For years, I have said that the only store I want to go to on the day after Thanksgiving is the grocery store - which, for the record, I will avoid like the plague on the day before Thanksgiving. Sometimes I do end up at a big-box or discount store on Black Friday - I'll usually still need to make my normal weekly Target run - but I keep my distance from shopping malls. Ever since the year I went to Lenscrafters to pick up a pair of glasses without even thinking about what day it was - and it took me over half an hour to get out of the parking lot - I stay away from malls as much as possible for the entire weekend after Thanksgiving.

That's it for now! Busy as I'm sure you are, I hope you'll take the time to participate this week. Write about up the assignment in your blog or journal, and include a link back here. Then leave a link to your entry in the comments below. Please don't forget your links! I'll be back in a week to highlight the results.

A reminder: I'm still running low on ideas here, so I need your input. What would you like to see as a Weekend Assignment topic? Email me your suggestions (mavarin at aol.com). If I use your topic you'll get full credit and my undying thanks.

Karen

5 comments:

barrettmanor said...

Here you go:
http://www.barrettmanor.com/julie/archive.aspx?ID=2384

Martha said...

I sure hope I have time to play along on this week's assignment - I have lots of good stuff to share!

I can't believe you have the aluminum tree with the light color changing thingie!
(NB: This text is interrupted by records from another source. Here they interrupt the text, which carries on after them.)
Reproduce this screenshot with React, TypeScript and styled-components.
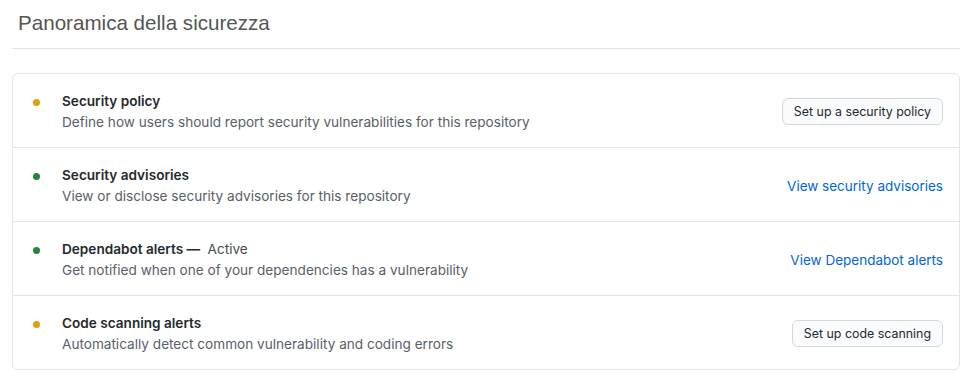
import styled, { createGlobalStyle } from "styled-components";

const GlobalStyle = createGlobalStyle`
  body {
    margin: 0;
    background: #fff;
    font-family: Inter, "Liberation Sans", Arial, sans-serif;
    color: #24292e;
  }
`;

const Page = styled.div`
  padding: 0 13px 0 12px;
`;

const Heading = styled.h2`
  margin: 0;
  padding: 10px 0 12px 6px;
  font-family: "Liberation Sans", Arial, sans-serif;
  font-size: 20.6px;
  font-weight: 400;
  line-height: 26px;
  color: #555;
  border-bottom: 1px solid #e1e4e8;
`;

const Box = styled.div`
  margin-top: 24px;
  border: 1px solid #e1e4e8;
  border-radius: 6px;
`;

const Row = styled.div`
  display: flex;
  align-items: center;
  padding: 17px 16px 15px 20px;
  & + & {
    border-top: 1px solid #e1e4e8;
  }
`;

const Dot = styled.span<{ $color: string }>`
  width: 7px;
  height: 7px;
  border-radius: 50%;
  background: ${(p) => p.$color};
  align-self: flex-start;
  margin-top: 8px;
  margin-right: 22px;
  flex-shrink: 0;
`;

const Info = styled.div`
  flex: 1;
`;

const Title = styled.div`
  font-size: 13.6px;
  font-weight: 600;
  line-height: 20px;
  color: #24292e;
`;

const Status = styled.span`
  font-weight: 400;
  color: #444d56;
  margin-left: 4px;
`;

const Desc = styled.div`
  margin-top: 1px;
  font-size: 13.6px;
  line-height: 20px;
  color: #586069;
`;

const Button = styled.button`
  font-family: inherit;
  font-size: 12.4px;
  line-height: 19px;
  padding: 3px 11px;
  color: #24292e;
  background: #fafbfc;
  border: 1px solid #d5d8db;
  border-radius: 6px;
`;

const Link = styled.a`
  font-size: 13.5px;
  color: #0366d6;
  text-decoration: none;
`;

const YELLOW = "#dba20b";
const GREEN = "#22863a";

export default function App() {
  return (
    <Page>
      <GlobalStyle />
      <Heading>Panoramica della sicurezza</Heading>
      <Box>
        <Row>
          <Dot $color={YELLOW} />
          <Info>
            <Title>Security policy</Title>
            <Desc>Define how users should report security vulnerabilities for this repository</Desc>
          </Info>
          <Button>Set up a security policy</Button>
        </Row>
        <Row>
          <Dot $color={GREEN} />
          <Info>
            <Title>Security advisories</Title>
            <Desc>View or disclose security advisories for this repository</Desc>
          </Info>
          <Link href="#">View security advisories</Link>
        </Row>
        <Row>
          <Dot $color={GREEN} />
          <Info>
            <Title>
              Dependabot alerts — <Status>Active</Status>
            </Title>
            <Desc>Get notified when one of your dependencies has a vulnerability</Desc>
          </Info>
          <Link href="#">View Dependabot alerts</Link>
        </Row>
        <Row>
          <Dot $color={YELLOW} />
          <Info>
            <Title>Code scanning alerts</Title>
            <Desc>Automatically detect common vulnerability and coding errors</Desc>
          </Info>
          <Button>Set up code scanning</Button>
        </Row>
      </Box>
    </Page>
  );
}
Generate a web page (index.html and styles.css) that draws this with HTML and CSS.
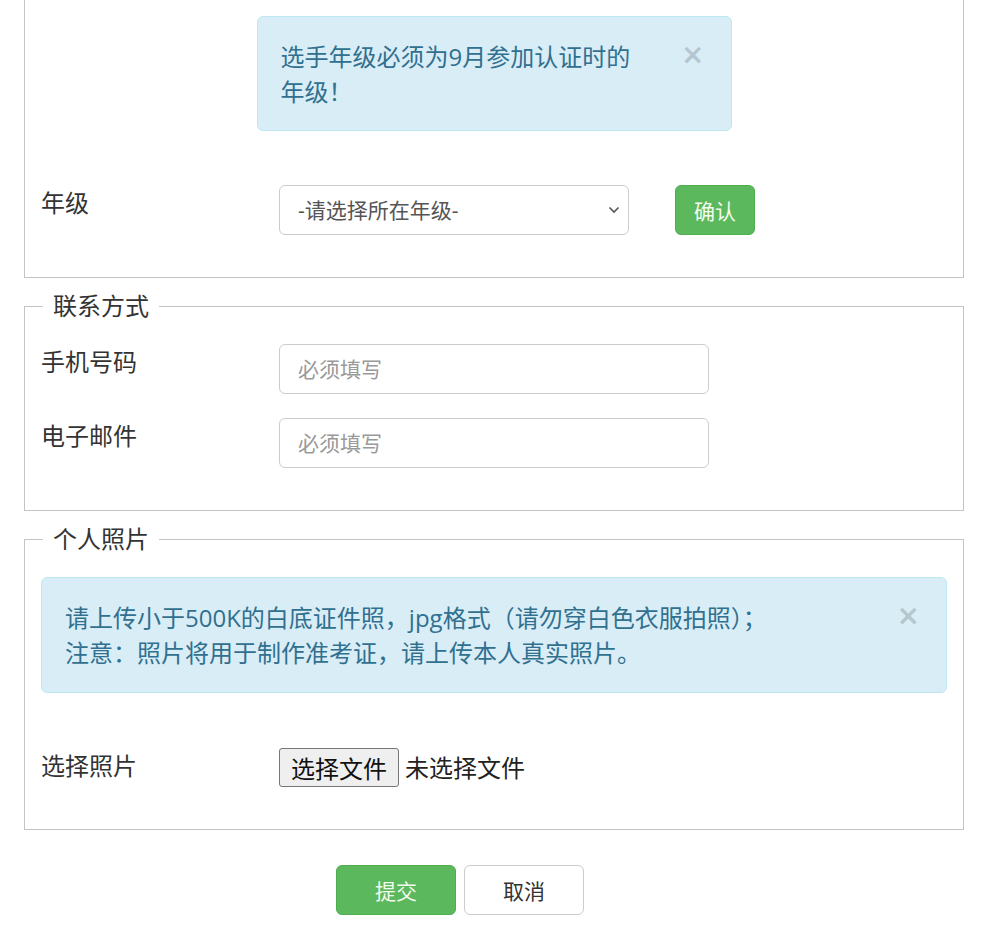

My Grandmother had that same set up, I thought it was the best thing ever when I was a kid - you brought back some very fond memories for me.

I love your stocking tradition! I think I'll add that to our family traditions this year! :-)

Susan said...
This comment has been removed by a blog administrator.
Florinda said...

This was a nice companion post to my "holiday songs" list yesterday - my Weekend Assignment is up, complete with a dog picture.

Mike said...

My post on traditions, if you want to call them that, is up.